Start Material

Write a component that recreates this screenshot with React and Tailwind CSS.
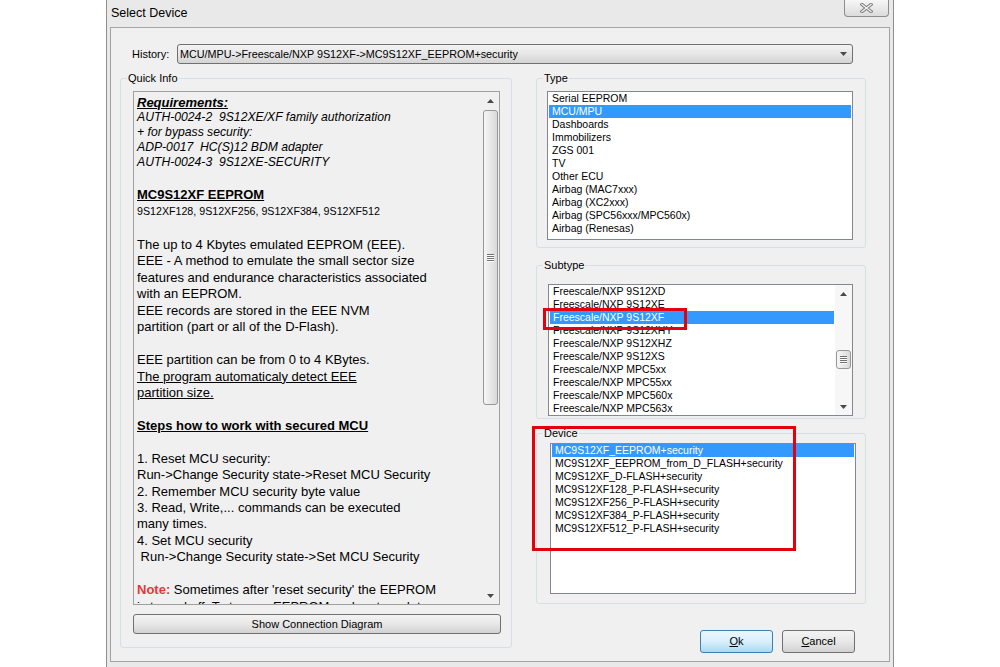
import React from "react";

const ui = { fontFamily: '"Liberation Sans", Arial, sans-serif' };

const typeItems = [
  "Serial EEPROM",
  "MCU/MPU",
  "Dashboards",
  "Immobilizers",
  "ZGS 001",
  "TV",
  "Other ECU",
  "Airbag (MAC7xxx)",
  "Airbag (XC2xxx)",
  "Airbag (SPC56xxx/MPC560x)",
  "Airbag (Renesas)",
];

const subtypeItems = [
  "Freescale/NXP 9S12XD",
  "Freescale/NXP 9S12XE",
  "Freescale/NXP 9S12XF",
  "Freescale/NXP 9S12XHY",
  "Freescale/NXP 9S12XHZ",
  "Freescale/NXP 9S12XS",
  "Freescale/NXP MPC5xx",
  "Freescale/NXP MPC55xx",
  "Freescale/NXP MPC560x",
  "Freescale/NXP MPC563x",
];

const deviceItems = [
  "MC9S12XF_EEPROM+security",
  "MC9S12XF_EEPROM_from_D_FLASH+security",
  "MC9S12XF_D-FLASH+security",
  "MC9S12XF128_P-FLASH+security",
  "MC9S12XF256_P-FLASH+security",
  "MC9S12XF384_P-FLASH+security",
  "MC9S12XF512_P-FLASH+security",
];

function Arrow({ up }) {
  return (
    <svg width="7" height="4" viewBox="0 0 7 4">
      <path d={up ? "M0 4 L3.5 0 L7 4 Z" : "M0 0 L3.5 4 L7 0 Z"} fill="#4a4a4a" />
    </svg>
  );
}

function Grip() {
  return (
    <div className="flex flex-col">
      {[0, 1, 2, 3].map((i) => (
        <div key={i}>
          <div className="w-[7px] h-[1px] bg-[#707070]" />
          <div className="w-[7px] h-[1px] bg-white" />
        </div>
      ))}
    </div>
  );
}

function GroupBox({ label, className, children }) {
  return (
    <div className={`relative border border-[#d5dfe5] rounded-[3px] ${className}`}>
      <span className="absolute -top-[8px] left-[6px] px-[1px] bg-[#f0f0f0] text-[11px] leading-[14px] text-black">
        {label}
      </span>
      {children}
    </div>
  );
}

function Items({ items, selected }) {
  return (
    <div className="px-[1px]">
      {items.map((it, i) => (
        <div
          key={it}
          className={`h-[13px] leading-[13px] pl-[3px] text-[10.5px] whitespace-nowrap ${
            i === selected ? "bg-[#3399ff] text-white" : "text-black"
          }`}
        >
          {it}
        </div>
      ))}
    </div>
  );
}

const Line = ({ children, className = "" }) => (
  <div className={`h-[16.45px] whitespace-pre ${className}`}>{children}</div>
);

export default function App() {
  return (
    <div className="w-[1000px] h-[667px] bg-white relative overflow-hidden" style={ui}>
      <div className="ml-[106px] w-[788px] h-[667px] border-x border-[#8e8f8f] bg-[#e9e9e9] flex flex-col">
        {/* Title bar */}
        <div className="h-[27px] flex items-start shrink-0">
          <span className="pl-[4px] pt-[5px] text-[12.5px] leading-[16px] text-black">Select Device</span>
          <div className="ml-auto mr-[4px] w-[45px] h-[17px] border border-t-0 border-[#8d8d8d] rounded-b-[4px] bg-gradient-to-b from-[#f7f7f7] to-[#dcdcdc] flex items-center justify-center">
            <svg width="13" height="10" viewBox="0 0 13 10">
              <path d="M2 1.5 L11 8.5 M11 1.5 L2 8.5" stroke="#7d7d7d" strokeWidth="3.4" strokeLinecap="square" />
              <path d="M2 1.5 L11 8.5 M11 1.5 L2 8.5" stroke="#f2f2f2" strokeWidth="1.4" strokeLinecap="square" />
            </svg>
          </div>
        </div>

        {/* Client area */}
        <div className="ml-[3px] w-[780px] h-[635px] border border-[#a3a3a3] bg-[#f0f0f0] flex flex-col shrink-0">
          {/* History */}
          <div className="mt-[16px] h-[20px] flex items-center pl-[21px]">
            <span className="w-[45px] text-[11px] text-black">History:</span>
            <div className="w-[676px] h-[20px] border border-[#707070] rounded-[3px] bg-gradient-to-b from-[#f4f4f4] via-[#e6e6e6] to-[#d4d4d4] flex items-center pl-[2px] pr-[5px]">
              <span className="text-[10.8px] text-black whitespace-nowrap">
                MCU/MPU-&gt;Freescale/NXP 9S12XF-&gt;MC9S12XF_EEPROM+security
              </span>
              <div className="ml-auto">
                <Arrow />
              </div>
            </div>
          </div>

          <div className="mt-[14px] flex items-start">
            {/* Quick Info */}
            <GroupBox label="Quick Info" className="ml-[9px] w-[392px] h-[570px] pl-[12px] pt-[12px]">
              <div className="w-[367px] h-[514px] border border-[#a0a0a0] bg-[#f0f0f0] flex">
                <div className="flex-1 overflow-hidden pl-[3px] pt-[3px] text-black">
                  <div className="h-[15px] leading-[15px] text-[13px] font-bold italic underline">Requirements:</div>
                  <div className="h-[15px] leading-[15px] text-[12.2px] italic whitespace-pre">AUTH-0024-2  9S12XE/XF family authorization</div>
                  <div className="h-[15px] leading-[15px] text-[12.2px] italic">+ for bypass security:</div>
                  <div className="h-[15px] leading-[15px] text-[12.2px] italic whitespace-pre">ADP-0017  HC(S)12 BDM adapter</div>
                  <div className="h-[15px] leading-[15px] text-[12.2px] italic whitespace-pre">AUTH-0024-3  9S12XE-SECURITY</div>
                  <div className="h-[17px]" />
                  <div className="h-[16px] leading-[16px] text-[13px] font-bold underline">MC9S12XF EEPROM</div>
                  <div className="h-[16px] leading-[16px] text-[10.67px]">9S12XF128, 9S12XF256, 9S12XF384, 9S12XF512</div>
                  <div className="h-[18px]" />
                  <div className="text-[13px] leading-[16.45px]">
                    <Line>The up to 4 Kbytes emulated EEPROM (EEE).</Line>
                    <Line>EEE - A method to emulate the small sector size</Line>
                    <Line>features and endurance characteristics associated</Line>
                    <Line>with an EEPROM.</Line>
                    <Line>EEE records are stored in the EEE NVM</Line>
                    <Line>partition (part or all of the D-Flash).</Line>
                    <Line />
                    <Line>EEE partition can be from 0 to 4 KBytes.</Line>
                    <Line className="underline">The program automaticaly detect EEE</Line>
                    <Line className="underline">partition size.</Line>
                    <Line />
                    <Line className="font-bold underline">Steps how to work with secured MCU</Line>
                    <Line />
                    <Line>1. Reset MCU security:</Line>
                    <Line>Run-&gt;Change Security state-&gt;Reset MCU Security</Line>
                    <Line>2. Remember MCU security byte value</Line>
                    <Line>3. Read, Write,... commands can be executed</Line>
                    <Line>many times.</Line>
                    <Line>4. Set MCU security</Line>
                    <Line> Run-&gt;Change Security state-&gt;Set MCU Security</Line>
                    <Line />
                    <Line>
                      <span className="font-bold text-[#e8353a]">Note:</span> Sometimes after 'reset security' the EEPROM
                    </Line>
                    <Line>is turned off. To turn on EEPROM and restore data</Line>
                  </div>
                </div>
                <div className="w-[17px] flex flex-col shrink-0">
                  <div className="h-[17px] flex items-center justify-center">
                    <Arrow up />
                  </div>
                  <div className="mt-[1px] mx-[1px] h-[295px] rounded-[3px] border border-[#979797] bg-gradient-to-r from-[#f6f6f6] to-[#d9d9d9] flex items-center justify-center">
                    <Grip />
                  </div>
                  <div className="flex-1" />
                  <div className="h-[17px] flex items-center justify-center">
                    <Arrow />
                  </div>
                </div>
              </div>
              <div className="mt-[9px] w-[368px] h-[20px] border border-[#707070] rounded-[3px] bg-gradient-to-b from-[#f3f3f3] via-[#e8e8e8] to-[#d2d2d2] flex items-center justify-center text-[11px] text-black">
                Show Connection Diagram
              </div>
            </GroupBox>

            {/* Right column */}
            <div className="ml-[24px] w-[330px] flex flex-col">
              <GroupBox label="Type" className="h-[170px]">
                <div className="ml-[10px] mt-[12px] w-[306px] h-[149px] border border-[#828790] bg-white overflow-hidden">
                  <Items items={typeItems} selected={1} />
                </div>
              </GroupBox>

              <GroupBox label="Subtype" className="mt-[17px] h-[154px]">
                <div className="ml-[11px] mt-[18px] w-[305px] h-[132px] border border-[#828790] bg-white overflow-hidden flex">
                  <div className="flex-1">
                    <Items items={subtypeItems} selected={2} />
                  </div>
                  <div className="w-[17px] flex flex-col bg-[#f7f7f7] shrink-0">
                    <div className="h-[17px] flex items-center justify-center">
                      <Arrow up />
                    </div>
                    <div className="mt-[48px] mx-[1px] h-[19px] rounded-[3px] border border-[#979797] bg-gradient-to-r from-[#f6f6f6] to-[#d9d9d9] flex items-center justify-center">
                      <Grip />
                    </div>
                    <div className="flex-1" />
                    <div className="h-[17px] flex items-center justify-center">
                      <Arrow />
                    </div>
                  </div>
                </div>
              </GroupBox>

              <GroupBox label="Device" className="mt-[14px] h-[171px]">
                <div className="ml-[13px] mt-[9px] w-[306px] h-[151px] border border-[#828790] bg-white overflow-hidden">
                  <Items items={deviceItems} selected={0} />
                </div>
              </GroupBox>

              <div className="mt-[26px] flex justify-end gap-[9px] pr-[11px]">
                <div className="w-[73px] h-[23px] border border-[#3c7fb1] rounded-[3px] bg-gradient-to-b from-[#eaf6fd] via-[#d9f0fc] to-[#a7d9f5] flex items-center justify-center text-[11px] text-black">
                  <span>
                    <span className="underline">O</span>k
                  </span>
                </div>
                <div className="w-[73px] h-[23px] border border-[#707070] rounded-[3px] bg-gradient-to-b from-[#f3f3f3] via-[#e8e8e8] to-[#d2d2d2] flex items-center justify-center text-[11px] text-black">
                  <span>
                    <span className="underline">C</span>ancel
                  </span>
                </div>
              </div>
            </div>
          </div>
        </div>
      </div>

      {/* Red annotation boxes */}
      <div className="absolute left-[543px] top-[308px] w-[144px] h-[22px] border-[3px] border-[#e3000f]" />
      <div className="absolute left-[532px] top-[426px] w-[264px] h-[125px] border-[3px] border-[#e3000f]" />
    </div>
  );
}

End Material

_What you should do_.
What is the number of lines that hold the string "React"? Give it alone.

_Exercise output_.
2